De geleerdste van allen is degene die van iedereen iets wil geleerd hebben. Wie van iedereen iets ontvangt, is uiteindelijk de rijkste van allen
*rond 1097 – † 11 februari 1141, Parijs
In de twaalfde eeuw werd de leergierigheid van Europeanen vooral aangewakkerd in kloosterscholen. Een voortrekkersrol vervulde de Augustijner abdij Sint Victor in Parijs, met de school die gesticht was door Willem van Champeaux. Er mochten ook leerlingen van buiten het klooster komen. Theologie was in deze tijd nog wetenschap die zo ongeveer alle andere kennis omvatte: muziek en logica, welsprekendheid en natuurkunde, kosmologie en geschiedenis. Nieuw was de ruimte voor nieuwe manieren van redeneren en bewijzen. Een aantal prominente geleerden uit deze school werden de Victorijnen genoemd. Ze vormden een belangrijke schakel in de ontwikkeling van de christelijke theologie, vooral Hugo en Richard van St. Victor.
Hugo werd na zijn scholing in het Duitse Hammersleben na zijn intrede in 1115 kanunnik van deze abdij, onderwijzer en uiteindelijk schooldirecteur. Dat hij theoloog en mysticus was, kwam tot uiting in veel van zijn publicaties. Hij werd wel de ‘Tweede Augustinus’ genoemd. Niet alleen was hij een groot kenner van deze oude kerkvader, hij ontwikkelde zijn theologie ook verder. Hugo publiceerde een reeks boeken met belangrijke gedachten over zaken als de verschillende betekenisdimensies van de Bijbel of de werking en betekenis van de sacramenten. Behalve als geleerd stond hij ook bekend als eenvoudig, liefdevol en godvruchtig. Een mysticus.

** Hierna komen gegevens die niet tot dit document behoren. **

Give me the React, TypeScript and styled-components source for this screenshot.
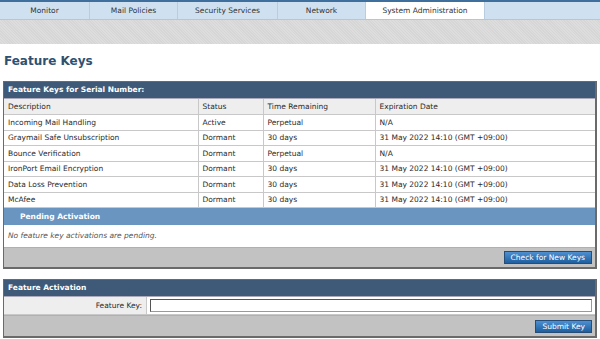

‘Leer alles.’ Zijn bekendste geschrift werd het ‘Didascalicon’ (‘Over het onderricht’) uit 1127. Kennis kan je op weg helpen naar God! Hugo ontwierp een breed onderwijsprogramma, gericht op de ontwikkeling van persoonlijke deugden en kwaliteiten, meer dan op het verzamelen van kennis. In zijn visie hangen kennis en liefde nauw samen. Onbevangen liefde ziet scherper dan het oog dat beneveld is door wantrouwen en eigenbelang.
St. Victor was een van de scholen waaruit niet veel later de Parijse universiteit ontstond. De verschillende vakken werd steeds meer zelfstandige disciplines naast de theologie. Het ‘bachelor’ dat nu wereldwijd standaard is in het universitair onderwijs als diploma is in deze tijd in Parijs ontstaan.
Regelmatig is er fel debat over het onderwijs in ons land. ‘Wat je toetst is de vaardigheid om toetsen te maken, niet wat het kind kan en weet.’ ‘Onderwijs is geen vorming, maar vervorming.’ Er is te veel druk vanuit de overheid én van veeleisende ouders. Misschien moeten we terug naar het middeleeuwse ideaal van kennis in dienst van geestelijke en morele groei!